Our public school system suffers from scarce resources: not enough teachers, too-large classes, not enough fine arts instruction or computers, and a finite number of slots for children in the schools that will challenge them. Sadly, most educational opportunities seem tied to money in one way or another: the higher mortgage payments for homes near the best public schools, or the tuition payments and waiting lists for private schools.
For family reasons, my husband and I will not move from the neighborhood where he grew up. But I am jealous of friends who live in coveted school districts. At the same time, I feel awkward around our neighbors: How can I talk about my daughter's new school when they don't all have the same chance?
Education is threatening to become just one more element of the social divide. I was struck by the starkness of this divide when I learned that students from my daughter's new school perform community service, like Lady Bountiful, teaching children to read at the impoverished public school that lies a slim boundary line away from our own. No wonder Granny questioned whether, in rejecting our local school, we also were rejecting the community.
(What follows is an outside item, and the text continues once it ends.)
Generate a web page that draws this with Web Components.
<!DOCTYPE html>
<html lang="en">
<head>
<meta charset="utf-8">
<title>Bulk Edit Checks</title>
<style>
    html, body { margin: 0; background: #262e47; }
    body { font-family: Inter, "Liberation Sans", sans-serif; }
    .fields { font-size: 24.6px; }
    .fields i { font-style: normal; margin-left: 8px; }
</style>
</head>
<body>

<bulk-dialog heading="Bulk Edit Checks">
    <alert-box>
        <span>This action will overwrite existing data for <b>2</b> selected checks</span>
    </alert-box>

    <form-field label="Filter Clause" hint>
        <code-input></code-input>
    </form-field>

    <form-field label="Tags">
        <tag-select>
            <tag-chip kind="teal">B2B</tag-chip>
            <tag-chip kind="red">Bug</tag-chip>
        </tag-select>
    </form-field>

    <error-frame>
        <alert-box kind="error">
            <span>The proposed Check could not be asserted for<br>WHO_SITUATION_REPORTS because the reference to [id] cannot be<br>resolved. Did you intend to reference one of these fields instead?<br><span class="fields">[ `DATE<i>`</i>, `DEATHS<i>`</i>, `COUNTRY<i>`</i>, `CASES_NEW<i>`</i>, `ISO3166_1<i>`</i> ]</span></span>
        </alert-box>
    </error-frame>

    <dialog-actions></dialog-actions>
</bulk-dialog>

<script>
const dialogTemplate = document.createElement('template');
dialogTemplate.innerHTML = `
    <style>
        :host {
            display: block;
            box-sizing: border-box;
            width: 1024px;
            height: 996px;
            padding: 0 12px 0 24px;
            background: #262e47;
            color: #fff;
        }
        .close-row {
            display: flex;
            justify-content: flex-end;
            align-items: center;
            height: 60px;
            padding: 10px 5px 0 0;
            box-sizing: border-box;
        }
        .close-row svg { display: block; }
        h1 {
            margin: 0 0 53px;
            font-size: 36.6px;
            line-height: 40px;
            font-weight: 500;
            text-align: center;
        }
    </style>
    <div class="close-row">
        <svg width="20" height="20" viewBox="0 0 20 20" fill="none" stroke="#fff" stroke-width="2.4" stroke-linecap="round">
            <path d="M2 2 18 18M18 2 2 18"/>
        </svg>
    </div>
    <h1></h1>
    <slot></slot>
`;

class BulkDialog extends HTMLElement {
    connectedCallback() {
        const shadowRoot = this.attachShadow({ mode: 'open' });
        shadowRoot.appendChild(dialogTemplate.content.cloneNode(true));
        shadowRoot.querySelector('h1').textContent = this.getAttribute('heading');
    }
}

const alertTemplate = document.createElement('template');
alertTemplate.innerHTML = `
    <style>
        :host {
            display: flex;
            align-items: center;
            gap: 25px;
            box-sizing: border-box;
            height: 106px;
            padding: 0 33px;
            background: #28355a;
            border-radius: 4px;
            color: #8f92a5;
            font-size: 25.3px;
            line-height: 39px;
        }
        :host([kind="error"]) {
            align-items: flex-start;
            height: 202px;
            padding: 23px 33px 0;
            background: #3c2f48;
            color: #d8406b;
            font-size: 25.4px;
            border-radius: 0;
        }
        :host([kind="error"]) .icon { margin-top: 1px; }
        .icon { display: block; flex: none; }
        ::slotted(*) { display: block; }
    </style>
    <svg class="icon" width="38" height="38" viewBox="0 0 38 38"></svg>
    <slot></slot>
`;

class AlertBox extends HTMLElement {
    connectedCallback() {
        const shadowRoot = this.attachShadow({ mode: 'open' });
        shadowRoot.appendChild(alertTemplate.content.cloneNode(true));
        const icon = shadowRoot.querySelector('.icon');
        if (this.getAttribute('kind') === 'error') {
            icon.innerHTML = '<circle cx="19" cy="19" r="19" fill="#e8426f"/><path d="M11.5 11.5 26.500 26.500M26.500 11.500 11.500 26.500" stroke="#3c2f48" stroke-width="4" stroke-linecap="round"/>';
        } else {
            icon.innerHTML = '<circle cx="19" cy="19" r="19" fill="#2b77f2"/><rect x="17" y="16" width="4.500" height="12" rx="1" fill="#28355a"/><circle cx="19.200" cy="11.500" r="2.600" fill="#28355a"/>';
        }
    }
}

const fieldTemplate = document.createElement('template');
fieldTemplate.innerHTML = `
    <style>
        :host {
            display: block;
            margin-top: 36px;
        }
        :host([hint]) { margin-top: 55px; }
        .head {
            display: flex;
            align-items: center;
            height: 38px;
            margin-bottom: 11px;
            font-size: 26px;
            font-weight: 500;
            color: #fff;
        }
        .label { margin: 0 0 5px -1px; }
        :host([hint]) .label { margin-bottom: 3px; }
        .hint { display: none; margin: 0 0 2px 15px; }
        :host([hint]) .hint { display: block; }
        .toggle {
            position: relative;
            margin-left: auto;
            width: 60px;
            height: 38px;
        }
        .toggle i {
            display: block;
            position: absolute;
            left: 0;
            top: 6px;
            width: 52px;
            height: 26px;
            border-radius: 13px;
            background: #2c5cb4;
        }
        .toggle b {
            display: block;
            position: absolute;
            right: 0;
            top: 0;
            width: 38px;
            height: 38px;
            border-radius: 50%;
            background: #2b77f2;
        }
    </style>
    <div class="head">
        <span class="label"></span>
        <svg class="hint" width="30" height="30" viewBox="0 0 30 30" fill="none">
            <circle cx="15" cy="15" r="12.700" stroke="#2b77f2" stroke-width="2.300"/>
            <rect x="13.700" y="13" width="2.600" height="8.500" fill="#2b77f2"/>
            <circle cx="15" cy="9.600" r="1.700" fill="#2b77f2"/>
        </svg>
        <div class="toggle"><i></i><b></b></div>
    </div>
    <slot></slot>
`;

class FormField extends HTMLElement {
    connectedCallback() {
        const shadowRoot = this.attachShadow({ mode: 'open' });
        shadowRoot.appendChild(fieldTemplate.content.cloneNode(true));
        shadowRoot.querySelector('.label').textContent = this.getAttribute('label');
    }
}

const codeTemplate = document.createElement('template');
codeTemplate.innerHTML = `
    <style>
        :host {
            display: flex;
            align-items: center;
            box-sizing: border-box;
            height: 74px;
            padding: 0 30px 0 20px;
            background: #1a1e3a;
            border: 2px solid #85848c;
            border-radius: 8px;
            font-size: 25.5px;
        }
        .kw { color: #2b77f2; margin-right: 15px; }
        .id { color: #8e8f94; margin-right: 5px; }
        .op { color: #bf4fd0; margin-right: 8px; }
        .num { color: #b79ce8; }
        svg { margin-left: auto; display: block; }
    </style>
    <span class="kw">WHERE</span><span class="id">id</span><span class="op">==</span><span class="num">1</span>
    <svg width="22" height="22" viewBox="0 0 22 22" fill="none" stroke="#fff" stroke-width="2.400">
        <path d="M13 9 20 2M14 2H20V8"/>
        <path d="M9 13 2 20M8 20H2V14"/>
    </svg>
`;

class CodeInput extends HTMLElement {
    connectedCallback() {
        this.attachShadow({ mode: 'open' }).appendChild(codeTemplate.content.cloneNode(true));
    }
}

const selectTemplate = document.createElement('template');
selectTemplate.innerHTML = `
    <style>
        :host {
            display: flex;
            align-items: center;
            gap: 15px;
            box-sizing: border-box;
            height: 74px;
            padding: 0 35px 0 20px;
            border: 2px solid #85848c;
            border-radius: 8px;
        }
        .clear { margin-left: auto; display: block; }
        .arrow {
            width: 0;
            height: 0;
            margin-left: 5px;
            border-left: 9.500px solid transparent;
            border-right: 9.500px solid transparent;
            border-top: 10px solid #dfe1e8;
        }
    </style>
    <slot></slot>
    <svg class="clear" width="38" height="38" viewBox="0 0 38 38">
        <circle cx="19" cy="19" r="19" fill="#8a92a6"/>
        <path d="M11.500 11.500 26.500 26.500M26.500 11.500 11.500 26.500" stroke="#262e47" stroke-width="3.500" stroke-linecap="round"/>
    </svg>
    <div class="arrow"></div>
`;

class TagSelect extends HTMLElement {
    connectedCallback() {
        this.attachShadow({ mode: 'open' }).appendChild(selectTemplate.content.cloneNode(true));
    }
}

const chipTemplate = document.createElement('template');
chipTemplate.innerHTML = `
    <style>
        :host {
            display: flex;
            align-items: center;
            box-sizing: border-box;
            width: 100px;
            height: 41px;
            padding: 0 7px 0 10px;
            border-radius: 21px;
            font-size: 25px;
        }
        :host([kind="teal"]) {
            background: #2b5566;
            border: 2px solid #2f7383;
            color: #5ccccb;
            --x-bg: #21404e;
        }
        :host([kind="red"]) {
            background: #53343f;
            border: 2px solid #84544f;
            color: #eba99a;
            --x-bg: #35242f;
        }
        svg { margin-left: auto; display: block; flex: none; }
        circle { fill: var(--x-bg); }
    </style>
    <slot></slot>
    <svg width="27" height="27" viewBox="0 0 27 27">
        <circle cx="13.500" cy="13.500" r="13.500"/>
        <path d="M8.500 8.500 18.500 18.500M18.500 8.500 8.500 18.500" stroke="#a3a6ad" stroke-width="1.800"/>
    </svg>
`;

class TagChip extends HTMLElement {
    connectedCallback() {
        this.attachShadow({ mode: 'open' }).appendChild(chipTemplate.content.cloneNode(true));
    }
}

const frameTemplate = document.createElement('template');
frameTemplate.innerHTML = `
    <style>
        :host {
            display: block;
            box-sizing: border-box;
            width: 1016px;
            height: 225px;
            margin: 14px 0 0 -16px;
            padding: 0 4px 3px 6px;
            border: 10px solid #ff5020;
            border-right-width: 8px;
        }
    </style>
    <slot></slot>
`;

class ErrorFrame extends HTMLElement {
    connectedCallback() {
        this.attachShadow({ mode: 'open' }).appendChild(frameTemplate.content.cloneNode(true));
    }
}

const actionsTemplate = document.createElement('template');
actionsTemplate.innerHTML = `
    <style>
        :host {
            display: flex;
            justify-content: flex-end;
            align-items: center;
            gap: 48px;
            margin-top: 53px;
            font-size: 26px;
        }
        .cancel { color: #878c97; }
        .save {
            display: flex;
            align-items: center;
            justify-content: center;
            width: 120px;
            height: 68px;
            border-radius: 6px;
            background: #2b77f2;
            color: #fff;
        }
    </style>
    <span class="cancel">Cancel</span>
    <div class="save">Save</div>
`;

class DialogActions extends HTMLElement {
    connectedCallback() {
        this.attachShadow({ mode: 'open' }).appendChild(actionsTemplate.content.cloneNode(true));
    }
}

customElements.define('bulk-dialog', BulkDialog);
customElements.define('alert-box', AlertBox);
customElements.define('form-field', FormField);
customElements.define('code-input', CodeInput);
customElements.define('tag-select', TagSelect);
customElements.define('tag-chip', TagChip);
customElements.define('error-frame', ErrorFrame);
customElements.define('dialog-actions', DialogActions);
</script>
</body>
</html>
It's this economic factor, I think, that gives pause to both Granny and me.
Education has become a zero-sum game, a reluctant competition to see who can capture the few best opportunities for their children. And, so, I'm acting like a consumer, giving up on the public system in favor of the exclusive school that I hope will offer my daughter a richer experience today and a brighter future.
Private education doesn't square so well with my liberal, communitarian ideals. But with the state of our public school, I wouldn't dream of educating our daughter any other way.
-- April Falcon Doss
© 2002 The Washington Post Company
http://www.washingtonpost.com/wp-dyn/articles/A48640-2002Sep6.html
Sunday, September 8, 2002; Page B08
My daughter began private elementary school this year. Our decision to pay for something not everyone can afford immediately raised painful questions of social and economic class.
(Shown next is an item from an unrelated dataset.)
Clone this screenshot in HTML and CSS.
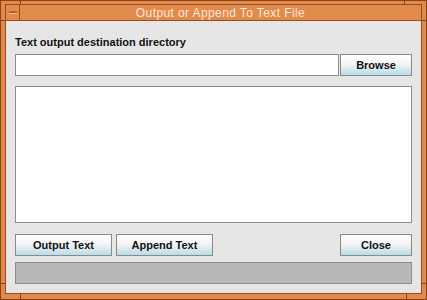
FILE: index.html
```html
<!DOCTYPE html>
<html lang="en">
<head>
  <meta charset="UTF-8" />
  <title>Output or Append To Text File</title>
  <link rel="stylesheet" href="styles.css">
</head>
<body>
  <div class="window">
    <!-- resize handle marks on the frame -->
    <span class="notch v top-left"></span>
    <span class="notch v top-right"></span>
    <span class="notch v bottom-left"></span>
    <span class="notch v bottom-right"></span>
    <span class="notch h left-top"></span>
    <span class="notch h right-top"></span>
    <span class="notch h left-bottom"></span>
    <span class="notch h right-bottom"></span>

    <div class="inner">
      <!-- Title bar -->
      <div class="titlebar">
        <span class="menu-btn"><span class="dash"></span></span>
        <span class="title">Output or Append To Text File</span>
      </div>

      <!-- Dialog body -->
      <div class="content">
        <label class="caption" for="dir">Text output destination directory</label>
        <div class="dir-row">
          <input type="text" id="dir" class="field">
          <button class="btn browse">Browse</button>
        </div>

        <div class="output-area"></div>

        <div class="button-row">
          <button class="btn wide">Output Text</button>
          <button class="btn wide">Append Text</button>
          <span class="spacer"></span>
          <button class="btn close">Close</button>
        </div>

        <div class="status"></div>
      </div>
    </div>
  </div>
</body>
</html>
```

FILE: styles.css
```css
body {
  margin: 0;
  background: #e6e6e6;
  font-family: "Liberation Sans", Arial, sans-serif;
}

/* Window frame */
.window {
  position: relative;
  width: 427px;
  height: 300px;
  box-sizing: border-box;
  background: #e2894c;
  border: 1px solid #8a4216;
  padding: 3px 4px 5px 4px;
}

.notch {
  position: absolute;
  background: #8a4216;
}

.notch.v { width: 1px; }
.notch.h { height: 1px; }

.top-left { left: 19px; top: 0; height: 3px; }
.top-right { left: 403px; top: 0; height: 3px; }
.bottom-left { left: 19px; bottom: 0; height: 5px; }
.bottom-right { left: 405px; bottom: 0; height: 5px; }
.left-top { left: 0; top: 19px; width: 4px; }
.right-top { right: 0; top: 19px; width: 4px; }
.left-bottom { left: 0; top: 282px; width: 4px; }
.right-bottom { right: 0; top: 282px; width: 4px; }

.inner {
  height: 100%;
  box-sizing: border-box;
  border: 1px solid #9a4c1c;
  display: flex;
  flex-direction: column;
}

/* Title bar */
.titlebar {
  height: 15px;
  display: flex;
  align-items: center;
  background: #e2894c;
  border-bottom: 1px solid #9a4c1c;
}

.menu-btn {
  width: 14px;
  height: 15px;
  box-sizing: border-box;
  border-right: 1px solid #9a4c1c;
  display: flex;
  align-items: center;
  justify-content: center;
}

.dash {
  width: 8px;
  height: 2px;
  background: #b8612a;
  border-bottom: 1px solid #f3b98c;
}

.title {
  flex: 1;
  text-align: center;
  color: #fbeadb;
  font-size: 12px;
  letter-spacing: 0.4px;
}

/* Dialog body */
.content {
  flex: 1;
  background: #e6e6e6;
  padding: 14px 9px 9px 9px;
  display: flex;
  flex-direction: column;
}

.caption {
  display: block;
  font-size: 11px;
  font-weight: bold;
  color: #111;
  line-height: 14px;
  margin-bottom: 5px;
}

.dir-row {
  display: flex;
  gap: 1px;
}

.field {
  width: 324px;
  height: 22px;
  box-sizing: border-box;
  margin: 0;
  border: 1px solid #8c8c8c;
  background: #fff;
}

.btn {
  height: 22px;
  box-sizing: border-box;
  margin: 0;
  padding: 0;
  border: 1px solid #8a8a8a;
  background: linear-gradient(#ffffff 0%, #f4f4f4 45%, #cde6ee 78%, #b9dde8 100%);
  font-family: "Liberation Sans", Arial, sans-serif;
  font-size: 11px;
  font-weight: bold;
  color: #111;
}

.browse, .close {
  width: 72px;
}

.wide {
  width: 97px;
}

.output-area {
  height: 137px;
  margin-top: 10px;
  box-sizing: border-box;
  border: 1px solid #8c8c8c;
  background: #fff;
}

.button-row {
  display: flex;
  gap: 4px;
  margin-top: 11px;
}

.spacer {
  flex: 1;
}

.status {
  height: 22px;
  margin-top: 6px;
  box-sizing: border-box;
  border: 1px solid #8c8c8c;
  background: #b8b8b8;
}
```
"Are you ashamed of us?" my mother-in-law asked my husband. Perhaps her son had become too big for his family's blue-collar britches, she suggested.
But that wasn't it. Our local public elementary school ranks near the bottom of the Anne Arundel County system. Its test scores confirm the stories I have heard from discouraged neighbors: Their children, who had adored nursery school, soon came to dread kindergarten. They were bored by repeating material they had already learned. They wanted to stay home.
The test scores combined with these stories persuaded my husband and me to start looking into private schools for our daughter.
My mother-in-law didn't approve. She said it wasn't right for us to send our daughter to private school. If we kept her in public schools and worked to make the system better, everyone would benefit -- including people who don't have the option of sending their kids somewhere else.
For a card-carrying liberal, I was surprisingly unapologetic about our decision. Why should I sacrifice our daughter's future to an abstract principle? I wasn't up to battling the school system about class size, curriculum and extracurricular activities. And by the time any changes could be made, our daughter would have already missed out on a vibrant education.
But Granny's arguments did ring uncomfortably true. Education isn't just another commodity, with parents doing comparison shopping to find the best brand at the lowest price. Education is the foundation of our future as a community and as a nation.
Our public school system suffers from scarce resources: not enough teachers, too-large classes, not enough fine arts instruction or computers, and a finite number of slots for children in the schools that will challenge them. Sadly, most educational opportunities seem tied to money in one way or another: the higher mortgage payments for homes near the best public schools, or the tuition payments and waiting lists for private schools.
For family reasons, my husband and I will not move from the neighborhood where he grew up. But I am jealous of friends who live in coveted school districts. At the same time, I feel awkward around our neighbors: How can I talk about my daughter's new school when they don't all have the same chance?
Education is threatening to become just one more element of the social divide. I was struck by the starkness of this divide when I learned that students from my daughter's new school perform community service, like Lady Bountiful, teaching children to read at the impoverished public school that lies a slim boundary line away from our own. No wonder Granny questioned whether, in rejecting our local school, we also were rejecting the community.
It's this economic factor, I think, that gives pause to both Granny and me.
Education has become a zero-sum game, a reluctant competition to see who can capture the few best opportunities for their children. And, so, I'm acting like a consumer, giving up on the public system in favor of the exclusive school that I hope will offer my daughter a richer experience today and a brighter future.
Private education doesn't square so well with my liberal, communitarian ideals. But with the state of our public school, I wouldn't dream of educating our daughter any other way.